(Front-end source files)
☆ ☆ ☆ ☆

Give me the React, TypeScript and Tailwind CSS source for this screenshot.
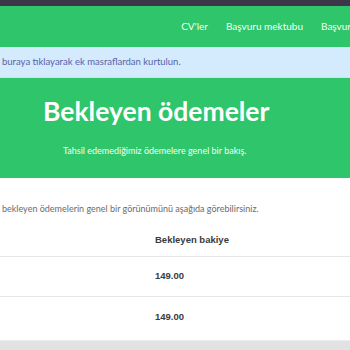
export default function App() {
  const rows = ["149.00", "149.00"];
  return (
    <div className="w-[350px] h-[350px] overflow-hidden bg-white font-['Lato',sans-serif]">
      <div className="h-[6px] bg-[#3d3649]" />
      <nav className="h-[41px] bg-[#2fc56b] flex items-center justify-end gap-[18px] whitespace-nowrap">
        <a className="text-[10px] text-[#f3fff6]">CV'ler</a>
        <a className="text-[10px] text-[#f3fff6]">Başvuru mektubu</a>
        <a className="text-[10px] text-[#f3fff6] w-[29px] overflow-hidden">Başvuru</a>
      </nav>
      <div className="h-[31px] bg-[#d3ebfd] flex items-center pl-[2px] border-b border-[#c6e4f8]">
        <span className="text-[9.5px] text-[#5a62a8] whitespace-nowrap">buraya tıklayarak ek masraflardan kurtulun.</span>
      </div>
      <section className="h-[100px] bg-[#2fc56b] pl-[43px] pt-[14px]">
        <h1 className="text-[26.5px] leading-[38px] font-bold text-white whitespace-nowrap">Bekleyen ödemeler</h1>
        <p className="text-[9px] text-[#f3fff6] mt-[14px] ml-[20px] whitespace-nowrap">Tahsil edemediğimiz ödemelere genel bir bakış.</p>
      </section>
      <div className="pt-[24px] pl-[2px]">
        <p className="text-[9px] text-[#6b6b6b] whitespace-nowrap">bekleyen ödemelerin genel bir görünümünü aşağıda görebilirsiniz.</p>
      </div>
      <table className="w-full mt-[8px] border-collapse font-['Liberation_Sans',sans-serif]">
        <thead>
          <tr className="h-[33px] border-b border-[#e6e6e6]">
            <th className="w-[155px]" />
            <th className="text-left text-[9.5px] font-bold text-[#3a3a3a]">Bekleyen bakiye</th>
          </tr>
        </thead>
        <tbody>
          {rows.map((r, i) => (
            <tr key={i} className={`h-[40px] ${i === 0 ? "border-b border-[#e6e6e6]" : ""}`}>
              <td />
              <td className="text-left text-[9.5px] font-bold text-[#3a3a3a]">{r}</td>
            </tr>
          ))}
        </tbody>
      </table>
      <div className="mt-[3px] h-[14px] bg-[#e2e2e2] border-t border-[#ececec]" />
    </div>
  );
}
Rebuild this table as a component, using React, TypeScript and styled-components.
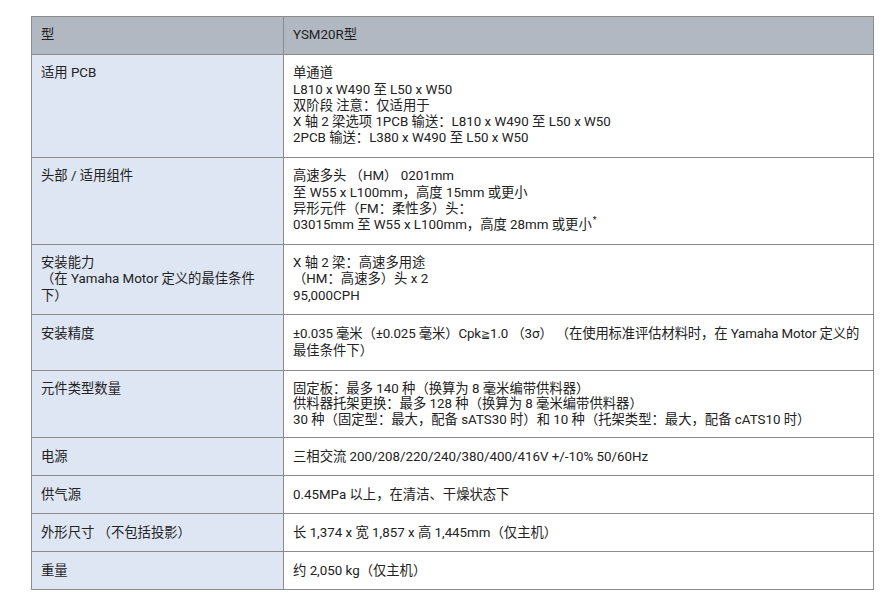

☆ ☆ ☆ ☆

Copy out all the data exactly; skip the pictures.

Answer to the task:
Give me the React, TypeScript and Tailwind CSS source for this screenshot.
export default function App() {
  const rows = ["149.00", "149.00"];
  return (
    <div className="w-[350px] h-[350px] overflow-hidden bg-white font-['Lato',sans-serif]">
      <div className="h-[6px] bg-[#3d3649]" />
      <nav className="h-[41px] bg-[#2fc56b] flex items-center justify-end gap-[18px] whitespace-nowrap">
        <a className="text-[10px] text-[#f3fff6]">CV'ler</a>
        <a className="text-[10px] text-[#f3fff6]">Başvuru mektubu</a>
        <a className="text-[10px] text-[#f3fff6] w-[29px] overflow-hidden">Başvuru</a>
      </nav>
      <div className="h-[31px] bg-[#d3ebfd] flex items-center pl-[2px] border-b border-[#c6e4f8]">
        <span className="text-[9.5px] text-[#5a62a8] whitespace-nowrap">buraya tıklayarak ek masraflardan kurtulun.</span>
      </div>
      <section className="h-[100px] bg-[#2fc56b] pl-[43px] pt-[14px]">
        <h1 className="text-[26.5px] leading-[38px] font-bold text-white whitespace-nowrap">Bekleyen ödemeler</h1>
        <p className="text-[9px] text-[#f3fff6] mt-[14px] ml-[20px] whitespace-nowrap">Tahsil edemediğimiz ödemelere genel bir bakış.</p>
      </section>
      <div className="pt-[24px] pl-[2px]">
        <p className="text-[9px] text-[#6b6b6b] whitespace-nowrap">bekleyen ödemelerin genel bir görünümünü aşağıda görebilirsiniz.</p>
      </div>
      <table className="w-full mt-[8px] border-collapse font-['Liberation_Sans',sans-serif]">
        <thead>
          <tr className="h-[33px] border-b border-[#e6e6e6]">
            <th className="w-[155px]" />
            <th className="text-left text-[9.5px] font-bold text-[#3a3a3a]">Bekleyen bakiye</th>
          </tr>
        </thead>
        <tbody>
          {rows.map((r, i) => (
            <tr key={i} className={`h-[40px] ${i === 0 ? "border-b border-[#e6e6e6]" : ""}`}>
              <td />
              <td className="text-left text-[9.5px] font-bold text-[#3a3a3a]">{r}</td>
            </tr>
          ))}
        </tbody>
      </table>
      <div className="mt-[3px] h-[14px] bg-[#e2e2e2] border-t border-[#ececec]" />
    </div>
  );
}
Rebuild this table as a component, using React, TypeScript and styled-components.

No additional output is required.